INSTRUCTION = Faithfully return all lines, omitting every embedded picture.
○ ○ ○
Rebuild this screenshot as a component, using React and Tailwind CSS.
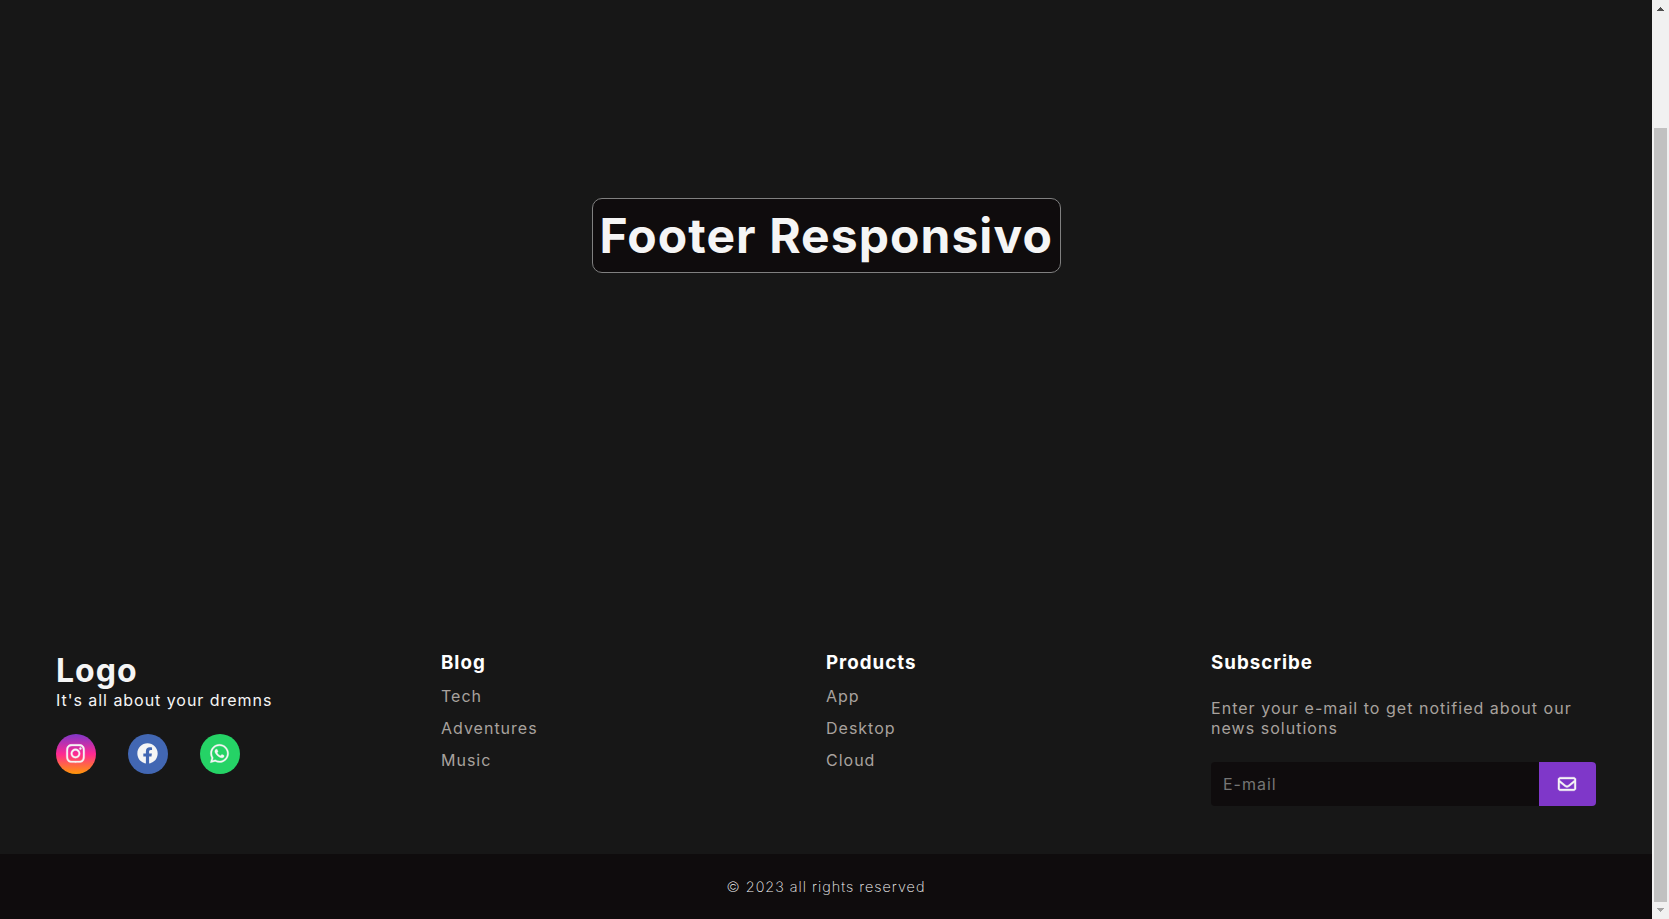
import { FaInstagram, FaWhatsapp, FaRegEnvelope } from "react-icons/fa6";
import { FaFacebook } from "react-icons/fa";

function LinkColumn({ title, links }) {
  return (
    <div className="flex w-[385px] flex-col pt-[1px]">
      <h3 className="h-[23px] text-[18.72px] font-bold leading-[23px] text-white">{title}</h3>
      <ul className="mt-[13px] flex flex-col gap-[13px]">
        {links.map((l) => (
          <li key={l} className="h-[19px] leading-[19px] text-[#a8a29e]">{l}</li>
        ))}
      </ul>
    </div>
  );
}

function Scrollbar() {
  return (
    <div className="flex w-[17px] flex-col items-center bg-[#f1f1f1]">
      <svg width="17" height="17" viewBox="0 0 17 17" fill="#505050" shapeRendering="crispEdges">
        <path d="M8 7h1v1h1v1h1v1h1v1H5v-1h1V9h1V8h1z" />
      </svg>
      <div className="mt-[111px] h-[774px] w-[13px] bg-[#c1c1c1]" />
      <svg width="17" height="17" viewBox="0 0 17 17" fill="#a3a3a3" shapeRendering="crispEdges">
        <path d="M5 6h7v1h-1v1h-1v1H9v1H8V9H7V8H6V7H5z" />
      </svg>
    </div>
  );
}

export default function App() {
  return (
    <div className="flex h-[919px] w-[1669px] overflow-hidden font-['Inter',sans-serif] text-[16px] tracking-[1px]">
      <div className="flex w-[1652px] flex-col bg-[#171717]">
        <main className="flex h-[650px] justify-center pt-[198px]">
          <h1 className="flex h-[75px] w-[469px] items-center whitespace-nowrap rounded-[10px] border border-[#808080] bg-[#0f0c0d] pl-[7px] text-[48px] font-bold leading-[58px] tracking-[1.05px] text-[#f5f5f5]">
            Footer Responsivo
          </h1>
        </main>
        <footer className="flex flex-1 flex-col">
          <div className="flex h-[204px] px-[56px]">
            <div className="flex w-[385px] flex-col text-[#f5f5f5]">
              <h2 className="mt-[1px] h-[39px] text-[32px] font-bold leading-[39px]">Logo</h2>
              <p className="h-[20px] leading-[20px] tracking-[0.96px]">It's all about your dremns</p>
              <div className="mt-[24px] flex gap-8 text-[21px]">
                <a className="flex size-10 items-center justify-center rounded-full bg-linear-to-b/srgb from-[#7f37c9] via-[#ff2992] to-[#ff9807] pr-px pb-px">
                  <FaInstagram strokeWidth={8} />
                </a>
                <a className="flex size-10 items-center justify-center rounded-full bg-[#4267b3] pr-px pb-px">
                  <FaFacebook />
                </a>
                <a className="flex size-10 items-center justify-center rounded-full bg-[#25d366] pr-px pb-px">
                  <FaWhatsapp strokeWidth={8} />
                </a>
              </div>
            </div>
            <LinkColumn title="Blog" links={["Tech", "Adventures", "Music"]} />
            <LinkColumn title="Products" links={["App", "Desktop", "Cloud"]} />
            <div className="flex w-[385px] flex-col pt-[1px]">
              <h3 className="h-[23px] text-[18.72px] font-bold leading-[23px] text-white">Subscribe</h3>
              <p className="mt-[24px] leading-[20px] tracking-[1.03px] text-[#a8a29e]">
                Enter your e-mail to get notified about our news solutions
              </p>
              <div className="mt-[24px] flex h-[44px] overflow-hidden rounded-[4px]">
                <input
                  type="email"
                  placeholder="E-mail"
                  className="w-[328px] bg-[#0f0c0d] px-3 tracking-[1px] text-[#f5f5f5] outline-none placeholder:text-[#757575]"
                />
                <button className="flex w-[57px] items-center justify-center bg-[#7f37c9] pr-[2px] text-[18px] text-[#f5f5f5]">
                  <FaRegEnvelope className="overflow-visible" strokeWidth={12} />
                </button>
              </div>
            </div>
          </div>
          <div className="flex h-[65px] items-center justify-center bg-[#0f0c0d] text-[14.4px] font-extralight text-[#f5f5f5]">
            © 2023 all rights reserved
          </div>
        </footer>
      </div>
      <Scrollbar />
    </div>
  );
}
○ ○ ○
SOLUTION TO THE EXERCISE =
Rebuild this screenshot as a component, using React and Tailwind CSS.
import { FaInstagram, FaWhatsapp, FaRegEnvelope } from "react-icons/fa6";
import { FaFacebook } from "react-icons/fa";

function LinkColumn({ title, links }) {
  return (
    <div className="flex w-[385px] flex-col pt-[1px]">
      <h3 className="h-[23px] text-[18.72px] font-bold leading-[23px] text-white">{title}</h3>
      <ul className="mt-[13px] flex flex-col gap-[13px]">
        {links.map((l) => (
          <li key={l} className="h-[19px] leading-[19px] text-[#a8a29e]">{l}</li>
        ))}
      </ul>
    </div>
  );
}

function Scrollbar() {
  return (
    <div className="flex w-[17px] flex-col items-center bg-[#f1f1f1]">
      <svg width="17" height="17" viewBox="0 0 17 17" fill="#505050" shapeRendering="crispEdges">
        <path d="M8 7h1v1h1v1h1v1h1v1H5v-1h1V9h1V8h1z" />
      </svg>
      <div className="mt-[111px] h-[774px] w-[13px] bg-[#c1c1c1]" />
      <svg width="17" height="17" viewBox="0 0 17 17" fill="#a3a3a3" shapeRendering="crispEdges">
        <path d="M5 6h7v1h-1v1h-1v1H9v1H8V9H7V8H6V7H5z" />
      </svg>
    </div>
  );
}

export default function App() {
  return (
    <div className="flex h-[919px] w-[1669px] overflow-hidden font-['Inter',sans-serif] text-[16px] tracking-[1px]">
      <div className="flex w-[1652px] flex-col bg-[#171717]">
        <main className="flex h-[650px] justify-center pt-[198px]">
          <h1 className="flex h-[75px] w-[469px] items-center whitespace-nowrap rounded-[10px] border border-[#808080] bg-[#0f0c0d] pl-[7px] text-[48px] font-bold leading-[58px] tracking-[1.05px] text-[#f5f5f5]">
            Footer Responsivo
          </h1>
        </main>
        <footer className="flex flex-1 flex-col">
          <div className="flex h-[204px] px-[56px]">
            <div className="flex w-[385px] flex-col text-[#f5f5f5]">
              <h2 className="mt-[1px] h-[39px] text-[32px] font-bold leading-[39px]">Logo</h2>
              <p className="h-[20px] leading-[20px] tracking-[0.96px]">It's all about your dremns</p>
              <div className="mt-[24px] flex gap-8 text-[21px]">
                <a className="flex size-10 items-center justify-center rounded-full bg-linear-to-b/srgb from-[#7f37c9] via-[#ff2992] to-[#ff9807] pr-px pb-px">
                  <FaInstagram strokeWidth={8} />
                </a>
                <a className="flex size-10 items-center justify-center rounded-full bg-[#4267b3] pr-px pb-px">
                  <FaFacebook />
                </a>
                <a className="flex size-10 items-center justify-center rounded-full bg-[#25d366] pr-px pb-px">
                  <FaWhatsapp strokeWidth={8} />
                </a>
              </div>
            </div>
            <LinkColumn title="Blog" links={["Tech", "Adventures", "Music"]} />
            <LinkColumn title="Products" links={["App", "Desktop", "Cloud"]} />
            <div className="flex w-[385px] flex-col pt-[1px]">
              <h3 className="h-[23px] text-[18.72px] font-bold leading-[23px] text-white">Subscribe</h3>
              <p className="mt-[24px] leading-[20px] tracking-[1.03px] text-[#a8a29e]">
                Enter your e-mail to get notified about our news solutions
              </p>
              <div className="mt-[24px] flex h-[44px] overflow-hidden rounded-[4px]">
                <input
                  type="email"
                  placeholder="E-mail"
                  className="w-[328px] bg-[#0f0c0d] px-3 tracking-[1px] text-[#f5f5f5] outline-none placeholder:text-[#757575]"
                />
                <button className="flex w-[57px] items-center justify-center bg-[#7f37c9] pr-[2px] text-[18px] text-[#f5f5f5]">
                  <FaRegEnvelope className="overflow-visible" strokeWidth={12} />
                </button>
              </div>
            </div>
          </div>
          <div className="flex h-[65px] items-center justify-center bg-[#0f0c0d] text-[14.4px] font-extralight text-[#f5f5f5]">
            © 2023 all rights reserved
          </div>
        </footer>
      </div>
      <Scrollbar />
    </div>
  );
}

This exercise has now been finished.